In the recent slasher film Happy Death Day, an unfortunate young woman called Tree awakens to find herself reliving, in an endless loop, the day in which she's murdered. It's not a very good movie: basically, it adapts the conceit from Bill Murray's Groundhog Day, and then adds some stabbing. But it does offer a nice metaphor for contemporary Australian politics.

Masked killer from Happy Death DayFor who can deny feeling a certain déjà vu about the events currently engulfing Canberra? An unpopular PM blundering through a series of bizarre humiliations? A ruling party that's given up on ruling and instead lurches from one catastrophe to the next? The political assassins in the background sharpening their knives? Yes, we've been through all this before.

But the sense of eternal recurrence stems as much from the response as from the crisis. Just maybe, in a different period, a different PM might have risen to the challenge.

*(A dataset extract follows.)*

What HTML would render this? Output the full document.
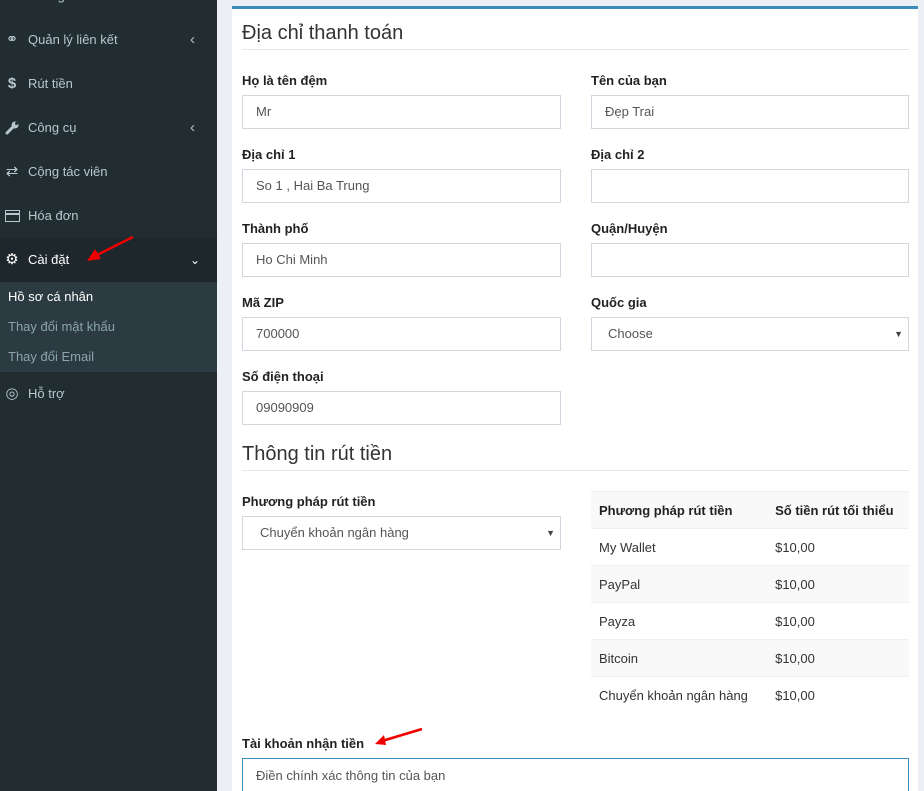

Could not, perhaps, our constitution's debt to the paranoid nationalism of federation have spurred an outbreak of statesmanship? We've just learned that the nation rests on a document that renders all Australians with dual citizenship (a huge quantity of people) ineligible for parliamentary office. One could imagine a bipartisan push to bring the constitution, and all that follows from it, in line with 21st century norms. But that's not what's going to happen.

After all, throughout his tenure, Turnbull has deferred both to his factional enemies on the right of the party and the xenophobes of One Nation. It's impossible to imagine such people allowing a sensible discussion about citizenship and the parliament. If your administration can't take an unequivocal position on marriage reform, you're scarcely likely to shepherd through constitutional changes that depend on a real referendum and not a weird postal survey.

In fairness to Malcolm Turnbull, last week's events were, even by Australian standards, particularly strange. Who would have thought that, after decades of hysteria about border security, citizenship would have brought so many politicians undone? A Senator from One Nation owing fidelity to two nations? The irony's entirely perfect.

But Turnbull's response to the eligibility crisis has showcased the mixture of bluster and incompetence that's become so characteristic of this government. His declaration, back in August, that the High Court would rule in favour of Barnaby Joyce might be compared to Michaela Cash's attempts to link Bill Shorten with union corruption: in both instances, strategy (or even common sense) gave way to the exigencies of desperate short term manoeuvring.


"Turnbull now resembles the iconic cartoon coyote speeding off a cliff, keeping himself aloft by frantic motion and desperate pretence."


'The decision of the court today is clearly not the outcome we were hoping for,' said the Prime Minister after the ruling, 'but the business of government goes on.' That's probably true. For all that Labor's emboldened by the result, the Turnbull administration won't collapse this week.

Nevertheless, the PM's on borrowed time, precisely because everyone knows that 'the business of government going on' means more of the chaos that they've come to expect. Turnbull now resembles the iconic cartoon coyote speeding off a cliff, keeping himself aloft by frantic motion and desperate pretence.

That's what makes the whole situation so very familiar. In 2015, after narrowly retaining his leadership, Tony Abbott promised 'good government starts today', a pledge that unwittingly acknowledged how woeful the previous year and a half had been. Seven months later, Turnbull carried out a mercy killing, supposedly on the basis that he'd bring to an end the dire polling, weird zigzags and disastrous 'captain's calls'.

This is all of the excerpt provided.